Immediately outside the bay, on the Danákil coast, there issues from the rock below high water line, a spring which, at the flood tide, is completely effaced; but during the ebb is so intensely hot, that a crab is instantly destroyed and turned red by immersion. At the western extremity of Goobut el Kharáb, a cove three hundred yards in diameter, with sixteen fathoms water, is enclosed by precipitous volcanic cliffs, and the entrance barred by a narrow coral reef, which, at low tide, lies high and dry. In the waters of this recess is presented one of those strange phenomena which are not to be satisfactorily explained. Always ebbing, there is an underflow during even the flood tide; and usually glassy smooth, they become occasionally agitated by sudden ebullition, boiling up in whirlpools, which pour impetuously over the bar; whence the natives, persuaded that there exists a subterranean passage connected with the great Salt Lake, of which the sparkling expanse is visible from an intervening high belt of decomposing lava, term the cove “Mirsa good Ali,” “the source of the sea.”
Volume One—Chapter Seven.
Reception of the Embassy by the Sultán of the Sea-Port, and Return Visit to his Highness.
The first British camp with which the sea-port of Tajúra had been honoured since its foundation, raised its head on the afternoon of the 18th of May; when the Embassy, accompanied by the officers of both ships of war in the harbour, landed under a salute of seventeen guns from the “Euphrates,” (commanded by Lieutenant J. Young, I.N.,) and in a spacious crimson pavilion, erected as a hall of audience, received a visit of ceremony from the Sultán and his principal chiefs. A more unprincely object can scarcely be conceived than was presented in the imbecile, attenuated, and ghastly form of this most meagre potentate, who, as he tottered into the marquee, supported by a long witch-like wand, tendered his hideous bony claws to each of the party in succession, with all the repulsive coldness that characterises a Dankáli shake of the hand. An encourager of the staple manufactures of his own country, his decrepit frame was enveloped in a coarse cotton mantle, which, with a blue-checked wrapper about his loins, and an ample turban perched on the very apex of his shaven crown, was admirably in keeping with the harmony of dirt that pervaded the attire of his privy council and attendants. Projecting triangles of leather graced the toes of his rude sandals; a huge quarto Korán, slung over his bent shoulder, rested beneath the left arm, on the hilt of a brass-mounted creese, which was girded to the right side; and his illustrious person was further defended against evil influence by a zone and bandolier thickly studded with mystic amulets and most potent charms, extracted from the sacred book.

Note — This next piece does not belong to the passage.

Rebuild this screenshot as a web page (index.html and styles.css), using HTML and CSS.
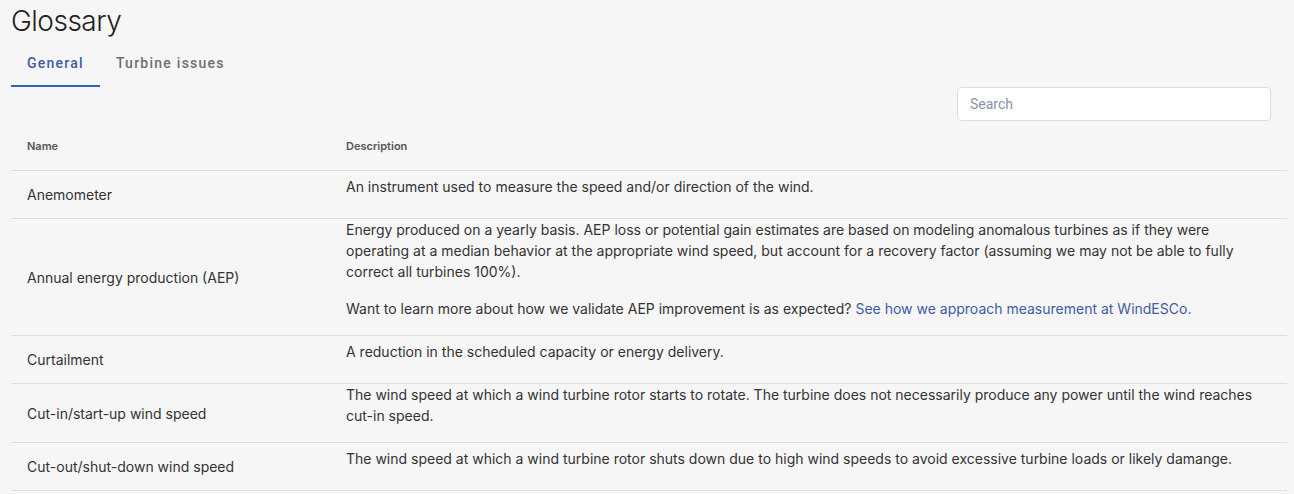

Enfeebled by years, his deeply-furrowed countenance, bearing an ebony polish, was fringed by a straggling white beard, and it needed not the science of Lavater to detect, in the indifference of his dull leaden eye, and the puckered corners of his toothless mouth, the lines of cruelty, cunning, and sordid avarice.
His Highness’s haggard form was supported by the chief ministers of Church and State—Abdool Rahmán Sowáhil, the judge, civil, criminal, and ecclesiastic, and Hámed Bunaïto, the pursy Wazir, whose bodily circumference was in strict unison with the pomposity of his carriage. One Sáleh Shehém, too, occupied a prominent seat in the upper ranks—a wealthy slave-merchant, whose frightful deformities have ennobled him with the title of “Ashrem,” which being interpreted signifies, “he of the hare-lip.” This trio alone, of all the unwashed retinue, showed turbaned heads, every lesser satellite wearing either a natural or artificial full-bottomed peruke, graced with a yellow wooden skewer, something after the model of a salad fork, stuck erect in hair well stiffened with a goodly accumulation of sheep’s-tail fat, the rancid odour whereof was far from enhancing the agrémens of the interview. Izhák and Hajji Kásim, two elders of the blood-royal, with whom a much closer acquaintance was in store, were perfectly bald,—their patriarchal bearing and goodly presence affording no bad imitation of the scriptural illustrations by the old masters of the apostles Saint Peter and Saint Paul. True to his word, the wag Aboo Bekr, as full of pleasantries as ever, had donned a preposterous tawny wig, quaintly manufactured of the fleece of a sheep; and in his smirking, facetious physiognomy was found the principal relief to the scowling satanic glances of the ill-favoured rabble, dripping with tallow, and redolent of abominable smells, who crowded the tent to the choking of every doorway.
It having heretofore been the invariable maxim of the Sultán to exact a visit from the stranger before condescending to pay one himself, the departure from established rule in favour of the liege subjects of Her Britannic Majesty could not fail to prove eminently gratifying. Compliments of the most fulsome nature were bandied about with compound interest, as the coffee-cup passed round to the more distinguished of the Danákil guests. Promises of assistance the most specious were lavished by the authorities, in grateful acknowledgment whereof, Cachemire shawls, and Delhi embroidered scarfs of exquisite workmanship, were liberally distributed, and as greedily tucked under the dirty cloth of the avaricious recipients; and although, in accordance with the unpolished custom of the country, no sort of salutation was offered when the conference broke up, the filthy guests departed with a semblance of good humour, that had been observable in none at their first entrance.
Widely different was the mood of the son of Ali Abi, chief of the Rookhba, as he rushed into the pavilion on the exit of his rival, the hereditary Sultán of the Danákil. Lucifer, when gazing forth upon the newly created Paradise, and plotting the downfall of the sinless inmates of the garden of Eden, looked not half so fiend-like as Mohammad Ali, whilst, trembling with jealousy and rage, he demanded the reason of having been so insultingly omitted in the distribution of valuables? “Am I then a dog,” he continued, in the highest indignation, “and not worth the trouble of propitiating? whereas that old dotard yonder is to have his empty skull bound with rich shawls from India, and his powerless relatives decorated from head to foot. Inshállah, we shall see anon whether the Sultán of the sea-beach, or the son of Ali Abi, keeps the key of the road to Hábesh.”